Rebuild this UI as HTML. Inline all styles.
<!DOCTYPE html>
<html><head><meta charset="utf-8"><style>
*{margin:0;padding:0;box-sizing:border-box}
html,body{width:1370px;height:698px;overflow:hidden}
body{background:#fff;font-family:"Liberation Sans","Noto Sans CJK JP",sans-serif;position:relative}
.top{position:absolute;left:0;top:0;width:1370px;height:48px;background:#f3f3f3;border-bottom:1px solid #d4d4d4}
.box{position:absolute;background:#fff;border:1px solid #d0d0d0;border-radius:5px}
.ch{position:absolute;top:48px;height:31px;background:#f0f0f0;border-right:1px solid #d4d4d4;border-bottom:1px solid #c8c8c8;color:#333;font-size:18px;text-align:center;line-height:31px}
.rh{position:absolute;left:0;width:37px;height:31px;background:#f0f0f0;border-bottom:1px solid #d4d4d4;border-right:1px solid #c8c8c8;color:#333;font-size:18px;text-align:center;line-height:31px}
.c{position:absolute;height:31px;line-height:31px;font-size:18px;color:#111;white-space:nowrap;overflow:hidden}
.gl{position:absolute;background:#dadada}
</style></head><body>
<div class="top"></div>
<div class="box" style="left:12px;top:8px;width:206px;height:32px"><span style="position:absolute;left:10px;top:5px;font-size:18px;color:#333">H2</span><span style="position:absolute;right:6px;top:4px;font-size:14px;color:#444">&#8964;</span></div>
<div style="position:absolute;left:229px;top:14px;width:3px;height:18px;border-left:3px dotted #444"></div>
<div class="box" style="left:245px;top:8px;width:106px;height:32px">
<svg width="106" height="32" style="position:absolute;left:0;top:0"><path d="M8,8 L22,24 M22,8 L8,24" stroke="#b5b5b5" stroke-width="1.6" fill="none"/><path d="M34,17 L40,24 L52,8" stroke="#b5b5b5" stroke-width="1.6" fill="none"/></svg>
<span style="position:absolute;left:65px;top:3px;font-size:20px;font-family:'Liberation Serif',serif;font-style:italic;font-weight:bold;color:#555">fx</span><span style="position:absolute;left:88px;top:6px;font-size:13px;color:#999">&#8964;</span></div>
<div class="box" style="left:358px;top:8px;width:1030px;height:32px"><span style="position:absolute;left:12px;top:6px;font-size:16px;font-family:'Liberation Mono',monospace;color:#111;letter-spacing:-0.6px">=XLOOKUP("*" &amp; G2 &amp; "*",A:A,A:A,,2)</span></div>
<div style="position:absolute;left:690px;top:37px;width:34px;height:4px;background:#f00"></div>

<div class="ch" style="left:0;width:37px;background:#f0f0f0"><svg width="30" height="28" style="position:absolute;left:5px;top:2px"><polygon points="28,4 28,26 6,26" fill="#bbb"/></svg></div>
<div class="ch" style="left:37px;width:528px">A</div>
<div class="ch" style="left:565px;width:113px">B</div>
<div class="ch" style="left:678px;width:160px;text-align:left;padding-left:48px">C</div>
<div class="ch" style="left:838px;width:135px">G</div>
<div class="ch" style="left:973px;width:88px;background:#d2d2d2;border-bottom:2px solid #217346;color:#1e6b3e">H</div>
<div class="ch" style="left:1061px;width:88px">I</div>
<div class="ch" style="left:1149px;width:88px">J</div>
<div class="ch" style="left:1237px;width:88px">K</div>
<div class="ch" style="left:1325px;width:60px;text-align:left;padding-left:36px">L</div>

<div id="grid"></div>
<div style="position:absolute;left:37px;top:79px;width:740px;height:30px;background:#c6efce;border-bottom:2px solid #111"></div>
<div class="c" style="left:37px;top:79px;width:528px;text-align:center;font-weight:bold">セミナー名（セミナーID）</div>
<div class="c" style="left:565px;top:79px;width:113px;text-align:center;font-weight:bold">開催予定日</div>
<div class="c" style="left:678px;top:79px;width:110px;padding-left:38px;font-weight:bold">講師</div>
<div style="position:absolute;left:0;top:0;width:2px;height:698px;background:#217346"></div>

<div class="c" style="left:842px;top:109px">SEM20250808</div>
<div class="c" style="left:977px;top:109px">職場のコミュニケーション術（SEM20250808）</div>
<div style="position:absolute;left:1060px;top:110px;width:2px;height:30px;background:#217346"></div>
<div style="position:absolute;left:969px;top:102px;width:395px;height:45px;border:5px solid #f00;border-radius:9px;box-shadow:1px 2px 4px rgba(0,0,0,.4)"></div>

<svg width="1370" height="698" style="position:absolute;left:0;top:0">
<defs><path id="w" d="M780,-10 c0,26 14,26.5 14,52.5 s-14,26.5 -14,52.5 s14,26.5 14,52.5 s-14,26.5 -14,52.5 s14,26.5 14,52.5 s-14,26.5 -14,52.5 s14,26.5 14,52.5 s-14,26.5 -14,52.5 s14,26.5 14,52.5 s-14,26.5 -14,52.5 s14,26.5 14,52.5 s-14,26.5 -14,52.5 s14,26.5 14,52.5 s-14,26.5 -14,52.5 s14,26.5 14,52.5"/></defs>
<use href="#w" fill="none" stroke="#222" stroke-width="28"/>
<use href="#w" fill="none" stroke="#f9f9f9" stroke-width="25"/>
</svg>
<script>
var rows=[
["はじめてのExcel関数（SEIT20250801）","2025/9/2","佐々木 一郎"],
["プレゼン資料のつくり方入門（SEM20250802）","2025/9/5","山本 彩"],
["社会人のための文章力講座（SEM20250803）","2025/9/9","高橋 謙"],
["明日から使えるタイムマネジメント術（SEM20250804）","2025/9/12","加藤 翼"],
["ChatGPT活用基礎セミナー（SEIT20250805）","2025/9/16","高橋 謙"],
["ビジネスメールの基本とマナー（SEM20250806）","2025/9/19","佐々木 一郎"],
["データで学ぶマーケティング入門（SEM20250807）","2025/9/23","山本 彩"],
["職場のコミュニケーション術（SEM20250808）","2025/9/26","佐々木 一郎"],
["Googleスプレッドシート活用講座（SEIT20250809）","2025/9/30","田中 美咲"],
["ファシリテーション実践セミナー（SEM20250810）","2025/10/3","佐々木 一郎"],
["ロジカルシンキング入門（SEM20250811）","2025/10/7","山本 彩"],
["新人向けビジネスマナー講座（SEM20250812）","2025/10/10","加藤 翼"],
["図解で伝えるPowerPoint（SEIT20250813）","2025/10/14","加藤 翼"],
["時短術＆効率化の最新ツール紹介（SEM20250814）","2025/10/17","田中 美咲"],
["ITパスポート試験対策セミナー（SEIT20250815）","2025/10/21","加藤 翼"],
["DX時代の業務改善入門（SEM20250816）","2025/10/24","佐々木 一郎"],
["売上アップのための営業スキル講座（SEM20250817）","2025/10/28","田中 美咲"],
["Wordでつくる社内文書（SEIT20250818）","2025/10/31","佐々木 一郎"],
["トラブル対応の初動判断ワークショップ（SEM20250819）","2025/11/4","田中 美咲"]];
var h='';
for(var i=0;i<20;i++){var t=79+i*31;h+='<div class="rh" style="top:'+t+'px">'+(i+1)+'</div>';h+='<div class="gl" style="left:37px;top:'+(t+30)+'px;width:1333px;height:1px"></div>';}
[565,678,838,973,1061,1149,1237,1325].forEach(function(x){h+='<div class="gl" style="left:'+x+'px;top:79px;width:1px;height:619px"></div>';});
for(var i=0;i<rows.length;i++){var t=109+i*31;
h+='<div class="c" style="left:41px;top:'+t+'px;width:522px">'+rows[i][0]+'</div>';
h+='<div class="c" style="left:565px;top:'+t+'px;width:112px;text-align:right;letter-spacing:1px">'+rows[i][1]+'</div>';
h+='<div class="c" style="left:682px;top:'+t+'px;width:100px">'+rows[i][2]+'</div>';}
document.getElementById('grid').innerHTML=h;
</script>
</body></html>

════════════════════

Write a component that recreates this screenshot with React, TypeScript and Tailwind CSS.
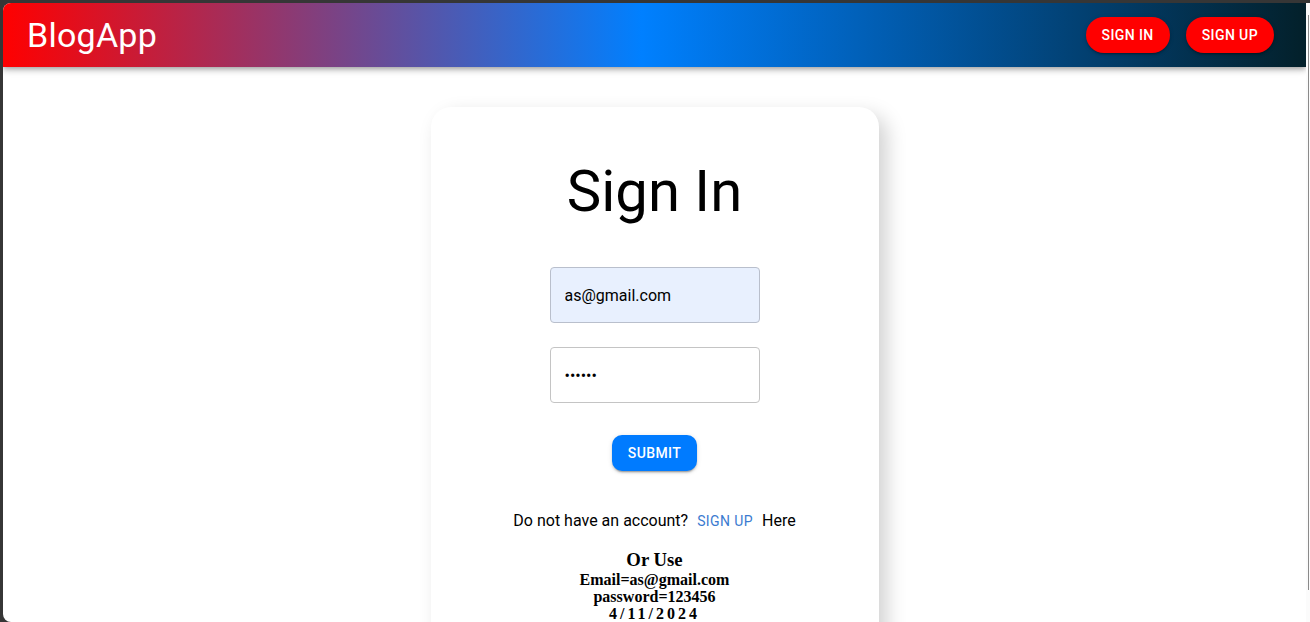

════════════════════

• Written instruction: Which lines contain the word "this"? Copy each one.

• Reply to the exercise:
Rebuild this UI as HTML. Inline all styles.
Write a component that recreates this screenshot with React, TypeScript and Tailwind CSS.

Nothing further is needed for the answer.